→ Aim of the task: Starting from the top of the material, restate each line exactly until the line that contains "import clsx from 'clsx';", which is also copied. Pictures are excluded.

→ Collected material:
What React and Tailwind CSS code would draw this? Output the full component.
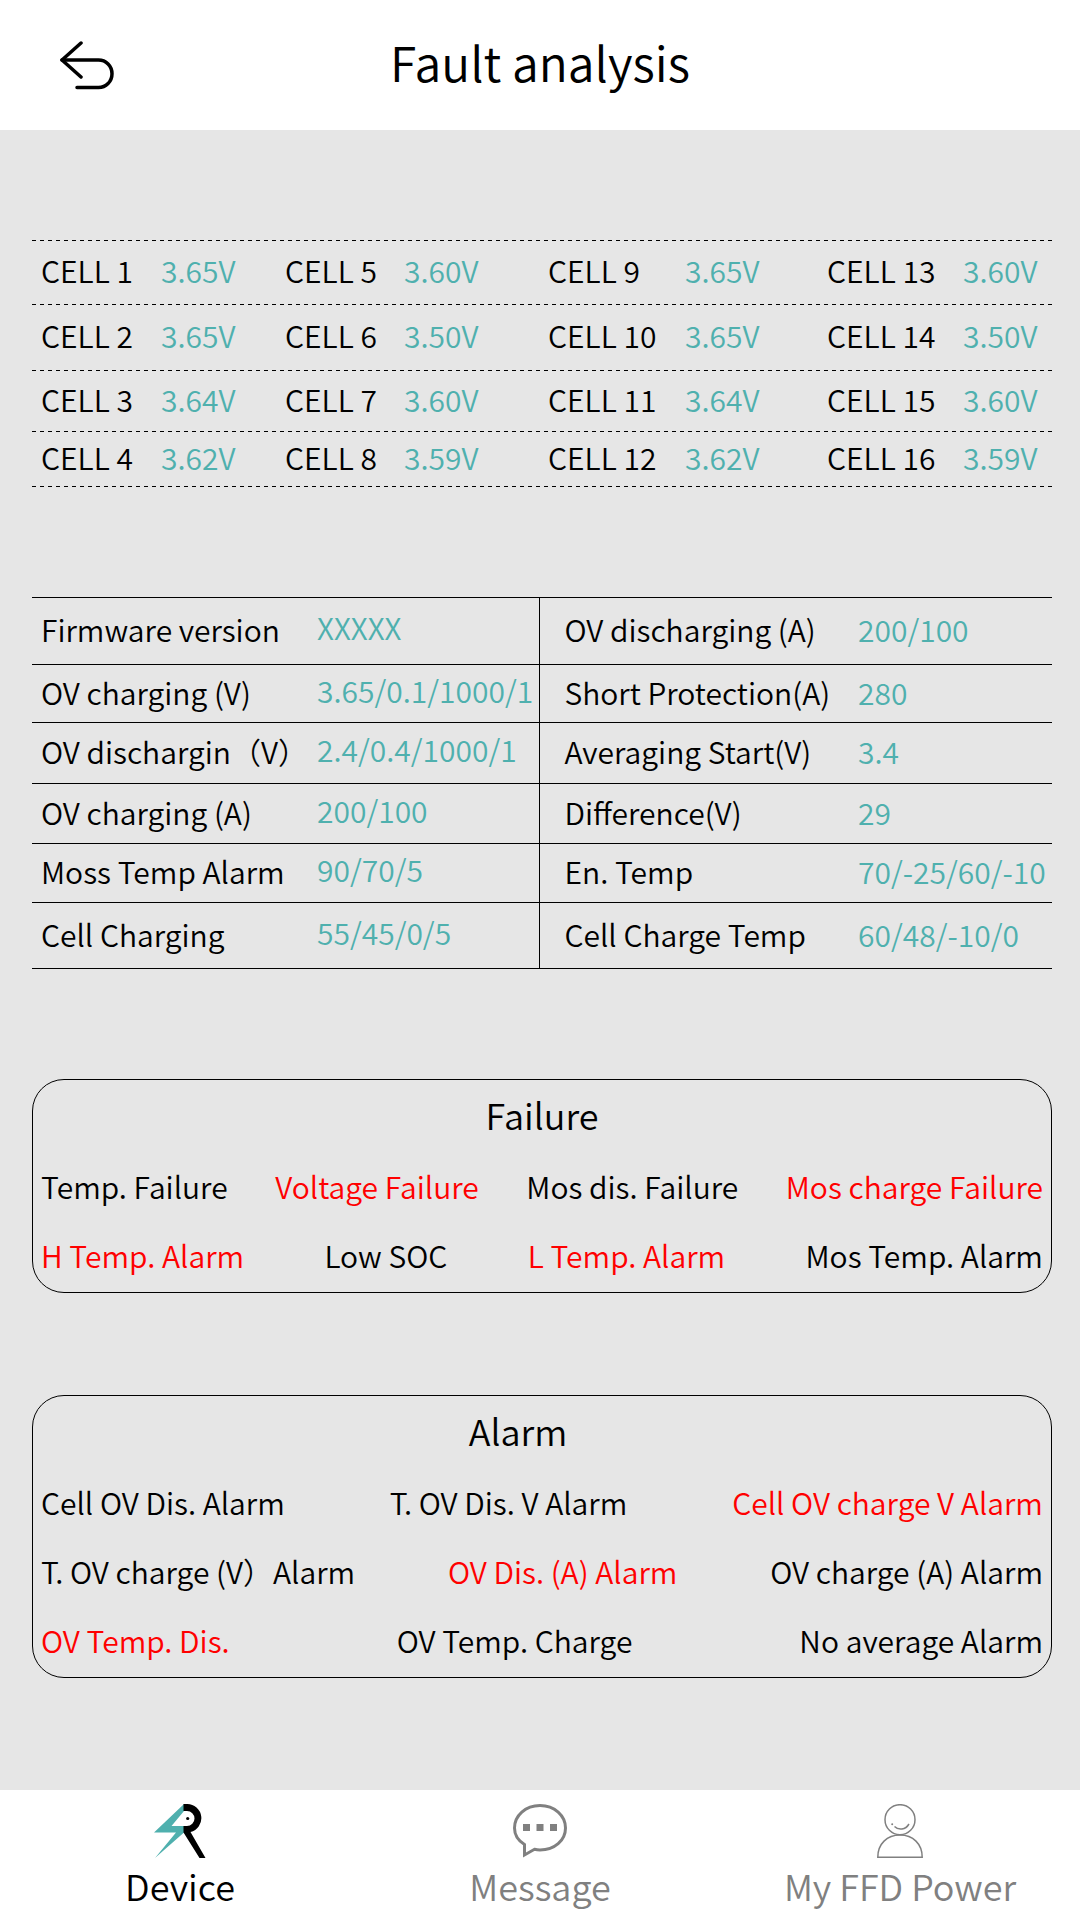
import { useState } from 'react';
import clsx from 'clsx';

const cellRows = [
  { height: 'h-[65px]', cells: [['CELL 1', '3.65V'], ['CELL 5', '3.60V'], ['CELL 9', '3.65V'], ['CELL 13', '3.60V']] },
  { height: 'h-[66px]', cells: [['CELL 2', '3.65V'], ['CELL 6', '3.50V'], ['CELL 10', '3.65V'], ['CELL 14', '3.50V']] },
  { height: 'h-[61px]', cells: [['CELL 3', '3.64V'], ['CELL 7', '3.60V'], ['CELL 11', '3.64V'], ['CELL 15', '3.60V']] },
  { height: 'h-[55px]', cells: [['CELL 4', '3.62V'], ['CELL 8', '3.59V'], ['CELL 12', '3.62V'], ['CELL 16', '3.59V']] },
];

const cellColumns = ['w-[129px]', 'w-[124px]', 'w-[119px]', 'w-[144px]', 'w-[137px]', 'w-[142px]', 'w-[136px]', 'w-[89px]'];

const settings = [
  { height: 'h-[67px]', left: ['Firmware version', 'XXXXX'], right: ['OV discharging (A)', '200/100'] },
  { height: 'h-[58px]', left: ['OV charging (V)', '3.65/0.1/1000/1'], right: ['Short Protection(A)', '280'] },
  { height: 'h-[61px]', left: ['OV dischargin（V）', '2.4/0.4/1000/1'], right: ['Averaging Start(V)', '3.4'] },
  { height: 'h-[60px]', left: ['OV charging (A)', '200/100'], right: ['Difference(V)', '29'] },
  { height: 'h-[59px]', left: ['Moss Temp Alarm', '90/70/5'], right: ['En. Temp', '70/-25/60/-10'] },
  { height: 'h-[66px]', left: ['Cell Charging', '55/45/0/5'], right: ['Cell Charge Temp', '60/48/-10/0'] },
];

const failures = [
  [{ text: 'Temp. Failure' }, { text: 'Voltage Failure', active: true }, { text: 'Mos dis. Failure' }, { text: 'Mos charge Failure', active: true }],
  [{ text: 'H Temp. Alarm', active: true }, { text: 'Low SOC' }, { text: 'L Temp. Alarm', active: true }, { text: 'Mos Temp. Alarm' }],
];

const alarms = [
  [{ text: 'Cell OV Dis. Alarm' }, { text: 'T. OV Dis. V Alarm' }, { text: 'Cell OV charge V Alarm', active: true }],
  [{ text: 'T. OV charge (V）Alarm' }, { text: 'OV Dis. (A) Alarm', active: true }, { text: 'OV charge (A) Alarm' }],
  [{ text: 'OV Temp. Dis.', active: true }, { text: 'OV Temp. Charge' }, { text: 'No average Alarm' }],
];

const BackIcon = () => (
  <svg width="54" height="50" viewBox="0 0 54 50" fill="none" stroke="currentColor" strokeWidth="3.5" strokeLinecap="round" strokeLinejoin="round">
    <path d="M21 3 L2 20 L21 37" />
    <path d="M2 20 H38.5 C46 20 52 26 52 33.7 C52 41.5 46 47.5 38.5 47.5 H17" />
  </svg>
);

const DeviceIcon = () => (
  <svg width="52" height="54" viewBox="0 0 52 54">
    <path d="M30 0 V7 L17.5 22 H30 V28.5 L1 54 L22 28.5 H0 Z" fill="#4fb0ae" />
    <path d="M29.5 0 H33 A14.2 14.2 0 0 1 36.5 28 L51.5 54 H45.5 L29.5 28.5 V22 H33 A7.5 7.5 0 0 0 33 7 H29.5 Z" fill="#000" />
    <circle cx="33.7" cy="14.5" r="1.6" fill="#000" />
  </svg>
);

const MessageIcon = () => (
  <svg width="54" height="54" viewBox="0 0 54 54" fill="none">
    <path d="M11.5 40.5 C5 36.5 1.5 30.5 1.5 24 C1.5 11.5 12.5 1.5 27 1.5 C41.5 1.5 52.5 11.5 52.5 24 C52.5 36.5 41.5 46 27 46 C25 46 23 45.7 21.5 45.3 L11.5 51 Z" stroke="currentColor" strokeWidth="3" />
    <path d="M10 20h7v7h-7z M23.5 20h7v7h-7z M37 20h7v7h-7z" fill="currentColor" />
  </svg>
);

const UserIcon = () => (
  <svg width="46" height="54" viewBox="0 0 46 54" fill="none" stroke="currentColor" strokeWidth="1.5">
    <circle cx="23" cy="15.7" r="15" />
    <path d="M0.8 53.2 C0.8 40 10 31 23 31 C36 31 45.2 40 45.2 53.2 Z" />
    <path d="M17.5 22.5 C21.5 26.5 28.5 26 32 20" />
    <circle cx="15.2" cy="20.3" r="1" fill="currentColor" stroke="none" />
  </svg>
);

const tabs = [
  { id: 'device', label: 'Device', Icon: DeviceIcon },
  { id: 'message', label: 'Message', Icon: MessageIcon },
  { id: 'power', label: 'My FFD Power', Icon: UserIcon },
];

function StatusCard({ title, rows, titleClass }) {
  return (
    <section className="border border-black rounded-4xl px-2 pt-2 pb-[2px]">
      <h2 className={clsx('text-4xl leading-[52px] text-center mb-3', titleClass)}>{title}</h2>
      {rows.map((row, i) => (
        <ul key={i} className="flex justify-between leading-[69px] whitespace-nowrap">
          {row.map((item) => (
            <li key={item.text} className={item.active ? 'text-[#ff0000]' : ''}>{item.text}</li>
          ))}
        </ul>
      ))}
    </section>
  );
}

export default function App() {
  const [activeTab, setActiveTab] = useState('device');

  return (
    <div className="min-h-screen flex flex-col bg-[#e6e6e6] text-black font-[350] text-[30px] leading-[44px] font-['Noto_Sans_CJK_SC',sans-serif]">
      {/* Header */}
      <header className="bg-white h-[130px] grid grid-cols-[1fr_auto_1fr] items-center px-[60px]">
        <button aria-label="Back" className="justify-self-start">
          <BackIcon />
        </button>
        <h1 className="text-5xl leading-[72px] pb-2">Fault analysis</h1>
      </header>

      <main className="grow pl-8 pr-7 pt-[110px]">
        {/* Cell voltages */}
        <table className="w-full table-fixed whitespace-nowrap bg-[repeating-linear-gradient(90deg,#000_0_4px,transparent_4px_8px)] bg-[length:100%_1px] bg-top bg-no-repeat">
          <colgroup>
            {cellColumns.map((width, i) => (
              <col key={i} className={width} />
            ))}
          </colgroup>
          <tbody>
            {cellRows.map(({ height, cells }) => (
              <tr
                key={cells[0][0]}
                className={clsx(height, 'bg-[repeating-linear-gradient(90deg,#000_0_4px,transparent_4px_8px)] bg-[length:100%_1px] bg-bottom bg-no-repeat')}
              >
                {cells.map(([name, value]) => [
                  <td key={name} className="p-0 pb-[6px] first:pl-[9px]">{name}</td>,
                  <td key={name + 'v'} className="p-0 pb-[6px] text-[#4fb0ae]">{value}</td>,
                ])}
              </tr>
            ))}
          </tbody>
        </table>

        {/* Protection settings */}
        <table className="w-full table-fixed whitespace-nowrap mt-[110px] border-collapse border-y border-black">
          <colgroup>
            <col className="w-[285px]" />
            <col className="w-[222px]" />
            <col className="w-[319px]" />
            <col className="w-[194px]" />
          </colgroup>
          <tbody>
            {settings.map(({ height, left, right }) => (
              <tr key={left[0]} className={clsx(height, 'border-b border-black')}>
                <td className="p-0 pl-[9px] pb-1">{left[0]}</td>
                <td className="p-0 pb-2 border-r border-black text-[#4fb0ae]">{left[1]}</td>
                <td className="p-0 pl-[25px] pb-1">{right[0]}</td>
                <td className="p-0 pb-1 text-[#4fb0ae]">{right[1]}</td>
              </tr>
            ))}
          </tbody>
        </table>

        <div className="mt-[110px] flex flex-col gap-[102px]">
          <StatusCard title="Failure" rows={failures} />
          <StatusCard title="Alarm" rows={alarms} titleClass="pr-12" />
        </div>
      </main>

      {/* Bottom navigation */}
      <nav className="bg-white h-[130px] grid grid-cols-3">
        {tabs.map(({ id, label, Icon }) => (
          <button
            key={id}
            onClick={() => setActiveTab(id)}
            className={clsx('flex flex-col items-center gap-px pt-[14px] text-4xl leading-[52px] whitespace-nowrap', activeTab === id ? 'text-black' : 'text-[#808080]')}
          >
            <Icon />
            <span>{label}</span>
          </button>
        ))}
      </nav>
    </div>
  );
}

→ Written response:
What React and Tailwind CSS code would draw this? Output the full component.
import { useState } from 'react';
import clsx from 'clsx';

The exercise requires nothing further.